I use pellets to dry hop. I don’t put them in a bag just straight in. Wouldn’t it be more readily absorbed if it were ground into a powder then mixed in? I think about it like spices and cooking. Seems like I always end up with a green mass floating on top with pellets anyway.
Pellet hops are whole hops which have been ground and compressed into pellets.
Assuming that by “it” you mean hop oils.
Breaking them up further for dry hopping shouldn’t be necessary. If you have pellets that haven’t broken up then gently rocking your fermenter should force them to fall into the beer saturating them and causing them to fall apart.

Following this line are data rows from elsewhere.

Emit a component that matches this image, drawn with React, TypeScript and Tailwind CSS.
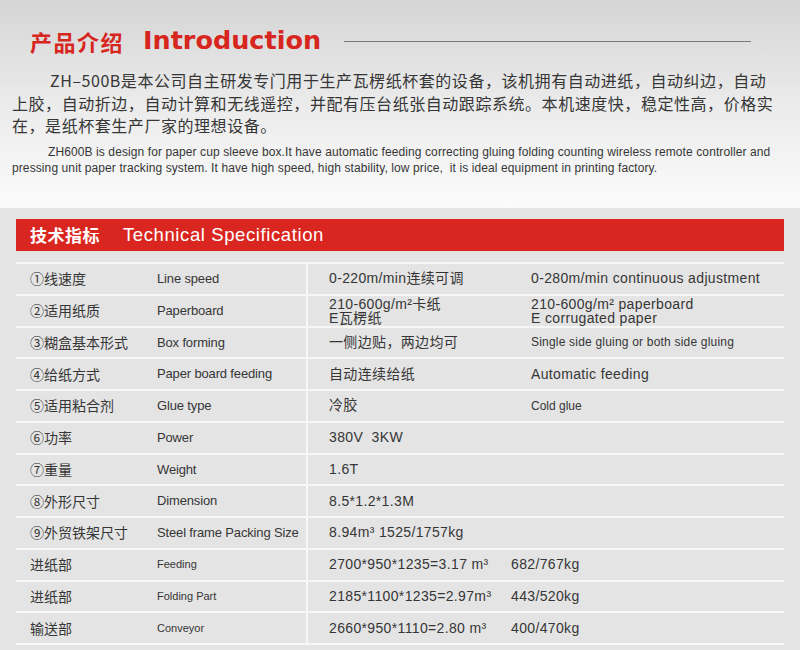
const cjk = { fontFamily: '"Noto Sans CJK SC", "Liberation Sans", sans-serif' };
const latin = { fontFamily: '"Liberation Sans", Arial, "Noto Sans CJK SC", sans-serif' };

type Row = {
  cn: string;
  en: string;
  enSmall?: boolean;
  value: React.ReactNode;
  extra?: React.ReactNode;
};

function Measure({ main, kg }: { main: string; kg: string }) {
  return (
    <span className="flex items-center">
      <span className="w-[182px] whitespace-nowrap">{main}</span>
      <span>{kg}</span>
    </span>
  );
}

const rows: Row[] = [
  {
    cn: "①线速度",
    en: "Line speed",
    value: "0-220m/min连续可调",
    extra: "0-280m/min continuous adjustment",
  },
  {
    cn: "②适用纸质",
    en: "Paperboard",
    value: (
      <span className="block leading-[14px] pt-[1px]">
        210-600g/m²卡纸
        <br />
        E瓦楞纸
      </span>
    ),
    extra: (
      <span className="block leading-[14px] pt-[1px]">
        210-600g/m² paperboard
        <br />E corrugated paper
      </span>
    ),
  },
  {
    cn: "③糊盒基本形式",
    en: "Box forming",
    value: "一侧边贴，两边均可",
    extra: <span className="text-[12px] tracking-[0.2px]">Single side gluing or both side gluing</span>,
  },
  { cn: "④给纸方式", en: "Paper board feeding", value: "自动连续给纸", extra: "Automatic feeding" },
  {
    cn: "⑤适用粘合剂",
    en: "Glue type",
    value: "冷胶",
    extra: <span className="text-[12px] tracking-normal">Cold glue</span>,
  },
  { cn: "⑥功率", en: "Power", value: "380V\u00a0\u00a03KW" },
  { cn: "⑦重量", en: "Weight", value: "1.6T" },
  { cn: "⑧外形尺寸", en: "Dimension", value: "8.5*1.2*1.3M" },
  { cn: "⑨外贸铁架尺寸", en: "Steel frame Packing Size", value: "8.94m³ 1525/1757kg" },
  { cn: "进纸部", en: "Feeding", enSmall: true, value: <Measure main="2700*950*1235=3.17 m³" kg="682/767kg" /> },
  { cn: "进纸部", en: "Folding Part", enSmall: true, value: <Measure main="2185*1100*1235=2.97m³" kg="443/520kg" /> },
  { cn: "输送部", en: "Conveyor", enSmall: true, value: <Measure main="2660*950*1110=2.80 m³" kg="400/470kg" /> },
];

export default function App() {
  return (
    <div className="w-[800px] h-[650px] overflow-hidden flex flex-col text-[#363636]" style={latin}>
      {/* Introduction */}
      <section className="h-[208px] shrink-0 bg-gradient-to-b from-[#d5d5d5] via-[#ebebeb] to-[#fbfbfb]">
        <div className="flex items-center h-[24px] mt-[29px] pl-[30px]">
          <span className="text-[22px] font-bold tracking-[1.5px] text-[#d7261d]" style={cjk}>
            产品介绍
          </span>
          <span
            className="ml-[19px] text-[25.5px] font-bold text-[#d7261d] leading-none"
            style={{ fontFamily: '"DejaVu Sans", sans-serif' }}
          >
            Introduction
          </span>
          <div className="ml-[23px] w-[407px] h-px bg-[#7a7a7a]" />
        </div>

        <div className="mt-[16px] px-[12px] text-[16px] leading-[22.5px] tracking-[0.55px] whitespace-nowrap" style={cjk}>
          <div className="pl-[38px]">ZH–500B是本公司自主研发专门用于生产瓦楞纸杯套的设备，该机拥有自动进纸，自动纠边，自动</div>
          <div>上胶，自动折边，自动计算和无线遥控，并配有压台纸张自动跟踪系统。本机速度快，稳定性高，价格实</div>
          <div>在，是纸杯套生产厂家的理想设备。</div>
        </div>

        <div className="mt-[7px] px-[12px] text-[12px] leading-[16.5px] tracking-[0.1px] whitespace-nowrap">
          <div className="pl-[36px]">
            ZH600B is design for paper cup sleeve box.It have automatic feeding correcting gluing folding counting wireless remote controller and
          </div>
          <div>pressing unit paper tracking system. It have high speed, high stability, low price,&nbsp; it is ideal equipment in printing factory.</div>
        </div>
      </section>

      {/* Technical specification */}
      <section className="flex-1 bg-[#e4e4e4] px-[16px] pt-[11px]">
        <div className="h-[32px] bg-[#da2620] flex items-center pl-[14px] text-white">
          <span className="text-[17px] font-bold tracking-[0.5px]" style={cjk}>
            技术指标
          </span>
          <span className="ml-[23px] text-[18.5px] tracking-[0.6px]">Technical Specification</span>
        </div>

        <div className="mt-[11px] border-t-2 border-[#f7f7f7]">
          {rows.map((r, i) => (
            <div key={i} className="flex h-[31.75px] border-b-2 border-[#f7f7f7]">
              <div className="w-[141px] pl-[14px] flex items-center text-[14px]" style={cjk}>
                {r.cn}
              </div>
              <div
                className={`w-[151px] border-r-2 border-[#f7f7f7] flex items-center whitespace-nowrap ${
                  r.enSmall ? "text-[11px]" : "text-[13px] tracking-[-0.15px]"
                }`}
              >
                {r.en}
              </div>
              <div
                className="w-[223px] pl-[21px] flex items-center text-[14px] tracking-[0.35px] whitespace-nowrap overflow-visible"
                style={latin}
              >
                {r.value}
              </div>
              <div className="flex-1 flex items-center text-[14px] tracking-[0.35px] whitespace-nowrap">{r.extra}</div>
            </div>
          ))}
        </div>
      </section>
    </div>
  );
}
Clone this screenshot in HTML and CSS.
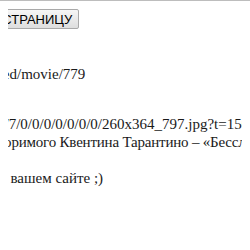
FILE: index.html
```html
<!DOCTYPE html>
<html>
<head>
<meta charset="utf-8">
<link rel="stylesheet" href="styles.css">
</head>
<body>
<div class="toolbar">
  <button class="reload" type="button">ОБНОВИТЬ СТРАНИЦУ</button>
</div>
<div class="content">
  <p class="line url">embed/movie/779</p>
  <p class="line img">0/7/0/0/0/0/0/0/0/260x364_797.jpg?t=1500000000</p>
  <p class="line desc">неповторимого Квентина Тарантино – «Бесславные ублюдки»</p>
  <p class="line note">на вашем сайте ;)</p>
</div>
</body>
</html>
```
FILE: styles.css
```css
html {
  border-top: 1px solid #bdbdbd;
  background: #fff;
  overflow: hidden;
}
body {
  margin: 8px;
  font-family: "Liberation Serif", "Times New Roman", serif;
  font-size: 15px;
  color: #1a1a1a;
}
.toolbar {
  display: flex;
  margin-left: -89px;
}
.reload {
  font-family: "Liberation Sans", Arial, sans-serif;
  font-size: 13px;
  color: #000;
  background: linear-gradient(#f6f6f6, #dedede);
  border: 1px solid #a9a9a9;
  border-radius: 2px;
  padding: 1px 6px;
  height: 20px;
  white-space: nowrap;
}
.content {
  white-space: nowrap;
}
.line {
  margin: 0;
  line-height: 18px;
}
.url {
  margin-top: 36px;
  margin-left: -31px;
}
.img {
  margin-top: 32px;
  margin-left: -11px;
}
.desc {
  margin-left: -46px;
  letter-spacing: -0.2px;
}
.note {
  margin-top: 18px;
  margin-left: -16px;
}
```
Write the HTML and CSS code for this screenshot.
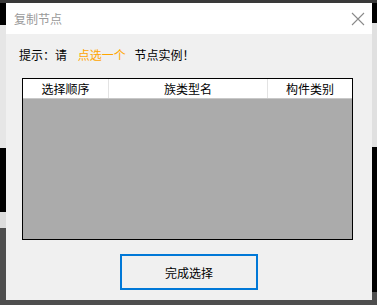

If you actually were to calculate the surface area of pellets vs. the surface are of whole flowers, the flowers have more surface area by orders of magnitude.
I find dropping the pellets directly into the fermentor to be a mess. I buy women’s knee highs for about .37 a pair. They work great. If you don’t want them to float, put a few marbles into the sack.
I use 5 gallon paint strainer bags for dry hopping in keg. They’re big and allow the pellets plenty of room to dissolve and circulate their oily goodness.
I use these as well… Just in a different manner. I like dumping the hops right into the carboy so that they get full circulation throughout the beer. When I’m ready to keg, I ziptie one of these beasts to the end of the hose and filter out the hops going into the keg (or into the bottling bucket).
Generally I just dry hop in the keg nowadays and save a step.
Minor digression… my pet peeve is the phrase “dry hopping” as I don’t see what’s “dry” about it. Late hopping or cold hopping would surely make more sense.
I have a couple of those - great for smaller amounts of hops (<2oz) but anything over that and they seem to just become big slugs of green turd, often dry in the middle. YMMV.
I use a keg as a ‘secondary’ and put a surescreen over the dip tube. cold crash when done and jump over to a fresh keg to serve.